How to evaluate 2025 and what to expect for the future? I believe this year is a year of silence for wallets, as well as a year of transformation. It has not made much noise but has been quietly working on significant matters. In today's multi-chain environment, simply creating a usable tool is no longer sufficient to sustain a large-scale wallet team (and its supporting infrastructure); it inevitably requires various value-added services to thrive. Coincidentally, this year is also a year of application explosion, with the Perps sector experiencing a rebirth, and RWA (stock direction), prediction markets, and payments all showing improvement.

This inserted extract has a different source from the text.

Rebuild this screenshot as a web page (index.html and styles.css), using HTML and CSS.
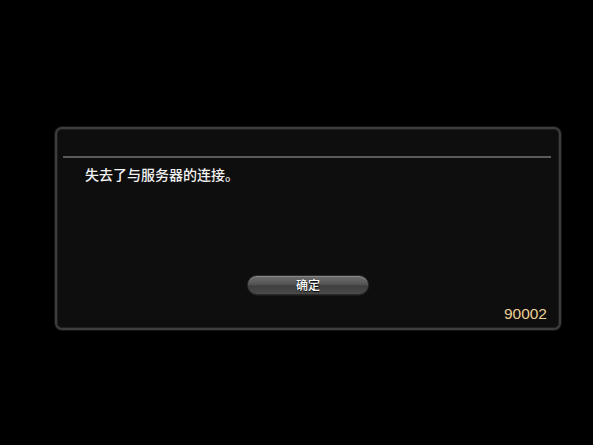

The market is gradually shifting from fat memes to diverse DEX demands. Moreover, memes only appear to be large due to rapid trading and high transaction volumes, but in reality, it has always been the same group of people playing, with changing hotspots but little user growth. Combined with various TEE-backed new custody systems that leverage the reputations of exchanges.

Furthermore, in the larger trend, AI will become increasingly powerful, and AI trading will also emerge. Previously, wallets were designed only for humans, not for AI. Therefore, I foresee that next year will see a richer explosion of applications, as the underlying technology has matured. There will certainly be a gap period in between, as TEE is still a play for large exchanges, and they are unlikely to easily open external access like Coinbase.

Additionally, using funds on DEXs is just one part of user demand; there is a much larger segment of users who simply want to earn stable returns. Coupled with various subsidies and airdrops during promotional periods, along with attractive APYs, they will be very satisfied. CeDeFi products that can yield on-chain returns will be the first landing place for many CEX users (note that this refers to CeDeFi with independent addresses; shared address models like Bitget's will not yield).

Finally, this year has also seen significant advancements in cryptographic technology, such as passkeys, although this article does not cover them. However, more public chains like Ethereum and Solana are gradually integrating R1 curves (which devices with passkeys default support) through precompiled contracts, so wallets that incorporate passkeys are also a potential future trend (though their recovery and cross-device synchronization are challenging). After all, any product that can streamline high-frequency demands will eventually find its place.